Each Component of the Network. The proposed framework and its variants are evaluated on multi-source domains cross-dataset test. Table 5 shows that, based on ST, SR improves the performance by introducing source-oriented regularization to alleviate the self-biasing problem. Besides, the performance improves with CDA added, demonstrating the effectiveness of conditional domain alignment to mitigate distribution discrepancies and enhance the discrimination ability. Moreover, TSE can further improve the performance, especially on the large test dataset (e.g., I & C\( \& \)M\(\rightarrow \)O), reflecting its power in self-exploring valuable information in large target data.

Portion of Target Data Used. Firstly, we randomly sample 10% and 50% of live and spoof faces in the training set for adaptation. Table 8 shows, even with 10% training samples, SDA-FAS improves the performance a lot, manifesting the validity for real scenarios with few data. For example, SDA-FAS reduces HTER by 9.44% after adaptation using only 24 unlabeled samples in C. Secondly, for extreme cases in FAS where live faces are much larger than spoof faces, we randomly sample 5%, 10% and 50% of spoof faces in the training set. With only 5% spoof faces (i.e., 9 samples), SDA-FAS reduces HTER by 8.71% after adaptation to C, demonstrating the effectiveness for more challenging scenarios.

Unseen Attack Types. To further evaluate TSE in self-exploring the target data, we reconstitute CA test set with all real faces and only 3D mask attack faces (unseen in the source data where only 2D attack types exist), and conduct experiments under M & C & O\(\rightarrow \)CA (3D mask). As shown in Table 6, TSE significantly improves the performance, i.e., 9.25% HTER reduction and 7.15% AUC gain, demonstrating its effectiveness in self-exploring novel attack types in the case where the source knowledge fail to apply. Corresponding qualitative analysis is conducted in the supplementary material by visualizing a few hard 3D mask faces. Moreover, following protocols in [19], only partial attack types with unlabeled target data are tested. Table 7 shows our method outperforms DTN [19] that is fully supervised with labeled data. By adapting source knowledge, our method achieves better performance in an unsupervised manner.
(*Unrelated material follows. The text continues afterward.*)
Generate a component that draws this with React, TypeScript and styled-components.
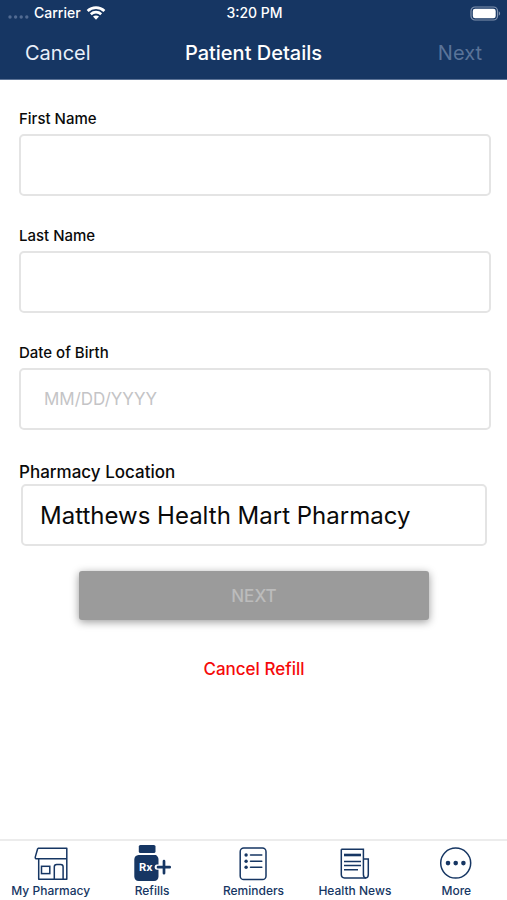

Statistics of Pseudo Labels. As shown in Fig. 5, self-training (ST) results in a self-biasing problem and the accuracy of pseudo labels gradually drops to less than 50%. Self-training with source-oriented regularization (SSR) can alleviate the self-biasing problem, and the accuracy achieves a steady improvement to 70%. Moreover, with CDA mitigating domain discrepancies and TSE self-exploring target data, SDA-FAS achieves the highest accuracy exceeding 90%.

Table 8. Experiments on different portion of target train data and spoof faces. L denotes live faces and S denotes spoof faces, respectively.
Fig. 5.
figure 5

Reliable samples ratio (dashed line) and pseudo labels accuracy (solid line) with respect to the updating iteration.

4.4 Visualizations

Attention Map. Figure  6 shows that, for real faces in rows 1 and 3, our method exhibits dense attention maps to effectively capture the physical structure of human faces. For the cut attack in row 2, the cut area of eyes is precisely specified, whereas the finger hint holding the paper is detected for the print attack in row 4. The attention maps suggest that SDA-FAS can model the features of live faces well and also precisely capture the intrinsic and detailed spoofing cues. Therefore, it can generalize well to the target domain.

Feature Space. We select all samples of target data for t-SNE visualizations. As shown in Fig. 7, after adaptation, the features of fake faces and real faces are better separated on the target domain compared to those before adaptation.

Fig. 6.
figure 6

Attention maps [3] from the last layer of the transformer encoder under O & M & I\(\rightarrow \)C. Column 1: cropped input image. Columns 2–7: six heads of the transformer encoder. Rows 1–2: attention maps for subject 1’s real face and paper-cut attack. Rows 3–4: attention maps for subject 2’s real face and print photo attack.

Fig. 7.
figure 7

The t-SNE [21] visualization of the extracted features by our model with adaptation (right) and without adaptation (left) under O & M & I\(\rightarrow \)C.

5 Conclusion

In this paper, we propose a novel adaptation framework for face anti-spoofing under a practical yet challenging source-free setting, which protects the security and privacy of human faces. Specifically, source-oriented regularization is introduced to alleviate the self-biasing problem of self-training. Besides, we propose a novel contrastive domain alignment module to align the conditional distribution across domains for mitigating the discrepancies. Moreover, self-supervised learning is adopted to self-explore the target data for robust features under enormous domain discrepancies where source knowledge is inapplicable. Extensive experiments validate the effectiveness of our method statistically and visually.